— Work required —
Omit the pictures and print exactly the lines of the listing below, starting at the first and ending at the line containing "import React from".

↓↓↓

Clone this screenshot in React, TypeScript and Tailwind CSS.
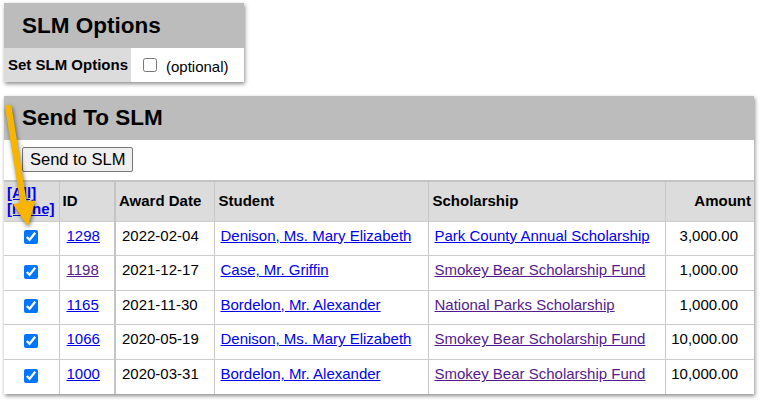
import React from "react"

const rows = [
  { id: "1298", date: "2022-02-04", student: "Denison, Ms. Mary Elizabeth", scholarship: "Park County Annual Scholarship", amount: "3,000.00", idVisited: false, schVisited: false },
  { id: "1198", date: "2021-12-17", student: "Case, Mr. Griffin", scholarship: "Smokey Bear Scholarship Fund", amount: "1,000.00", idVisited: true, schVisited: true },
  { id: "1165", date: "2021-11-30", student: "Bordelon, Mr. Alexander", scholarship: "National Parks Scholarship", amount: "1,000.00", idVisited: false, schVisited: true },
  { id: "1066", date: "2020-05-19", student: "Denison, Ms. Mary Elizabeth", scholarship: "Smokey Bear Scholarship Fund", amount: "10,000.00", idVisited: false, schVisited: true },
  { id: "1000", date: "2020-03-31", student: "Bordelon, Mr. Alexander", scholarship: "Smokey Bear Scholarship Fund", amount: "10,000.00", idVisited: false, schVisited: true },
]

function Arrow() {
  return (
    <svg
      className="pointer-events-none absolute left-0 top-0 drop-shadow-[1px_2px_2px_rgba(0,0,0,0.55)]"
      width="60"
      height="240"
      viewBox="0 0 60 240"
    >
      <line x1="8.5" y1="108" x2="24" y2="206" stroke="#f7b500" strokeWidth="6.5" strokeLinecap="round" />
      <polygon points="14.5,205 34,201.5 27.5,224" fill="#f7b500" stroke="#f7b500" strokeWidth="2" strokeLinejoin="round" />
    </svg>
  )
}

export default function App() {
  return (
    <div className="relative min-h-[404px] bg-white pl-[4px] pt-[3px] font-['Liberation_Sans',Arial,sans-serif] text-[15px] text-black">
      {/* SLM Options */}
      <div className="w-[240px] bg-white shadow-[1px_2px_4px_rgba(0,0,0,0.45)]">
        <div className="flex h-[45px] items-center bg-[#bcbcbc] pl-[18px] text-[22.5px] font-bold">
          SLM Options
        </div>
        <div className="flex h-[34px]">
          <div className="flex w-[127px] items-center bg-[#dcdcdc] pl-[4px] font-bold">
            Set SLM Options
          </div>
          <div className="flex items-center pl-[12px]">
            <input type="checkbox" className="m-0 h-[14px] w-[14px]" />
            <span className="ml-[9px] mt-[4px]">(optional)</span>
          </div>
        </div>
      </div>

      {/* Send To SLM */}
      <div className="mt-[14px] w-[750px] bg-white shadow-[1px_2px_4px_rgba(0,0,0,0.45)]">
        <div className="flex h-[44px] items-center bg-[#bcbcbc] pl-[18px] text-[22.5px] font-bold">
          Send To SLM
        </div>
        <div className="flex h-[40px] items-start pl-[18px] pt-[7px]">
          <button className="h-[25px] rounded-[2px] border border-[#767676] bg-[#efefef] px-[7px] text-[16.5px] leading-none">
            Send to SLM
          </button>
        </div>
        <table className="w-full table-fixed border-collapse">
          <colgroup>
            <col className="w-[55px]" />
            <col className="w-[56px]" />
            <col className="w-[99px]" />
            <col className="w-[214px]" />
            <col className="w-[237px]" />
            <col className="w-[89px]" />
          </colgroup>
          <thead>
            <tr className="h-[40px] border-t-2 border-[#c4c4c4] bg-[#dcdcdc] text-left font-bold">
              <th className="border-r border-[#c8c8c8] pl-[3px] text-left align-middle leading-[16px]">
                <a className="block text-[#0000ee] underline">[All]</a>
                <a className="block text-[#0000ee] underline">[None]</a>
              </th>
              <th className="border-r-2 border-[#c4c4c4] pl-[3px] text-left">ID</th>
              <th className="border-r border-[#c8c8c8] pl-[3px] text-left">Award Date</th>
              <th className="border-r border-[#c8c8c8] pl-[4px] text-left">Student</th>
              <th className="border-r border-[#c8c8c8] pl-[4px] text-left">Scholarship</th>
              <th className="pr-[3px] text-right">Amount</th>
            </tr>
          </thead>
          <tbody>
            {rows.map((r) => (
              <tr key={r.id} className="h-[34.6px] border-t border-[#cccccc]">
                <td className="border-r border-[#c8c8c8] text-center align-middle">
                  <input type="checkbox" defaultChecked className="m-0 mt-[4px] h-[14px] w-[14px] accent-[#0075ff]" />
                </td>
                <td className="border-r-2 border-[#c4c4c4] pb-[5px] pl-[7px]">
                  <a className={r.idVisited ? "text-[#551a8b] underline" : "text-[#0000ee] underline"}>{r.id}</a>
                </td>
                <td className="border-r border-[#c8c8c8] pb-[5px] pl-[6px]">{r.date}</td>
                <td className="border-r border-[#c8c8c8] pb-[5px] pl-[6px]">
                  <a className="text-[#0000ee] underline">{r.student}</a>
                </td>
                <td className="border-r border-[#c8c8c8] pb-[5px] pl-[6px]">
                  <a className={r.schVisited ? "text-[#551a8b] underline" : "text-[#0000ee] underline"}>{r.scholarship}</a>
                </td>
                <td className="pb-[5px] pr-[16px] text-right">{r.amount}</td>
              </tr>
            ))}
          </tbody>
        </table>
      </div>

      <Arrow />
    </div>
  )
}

↑↑↑

— Problem solution —
Clone this screenshot in React, TypeScript and Tailwind CSS.
import React from "react"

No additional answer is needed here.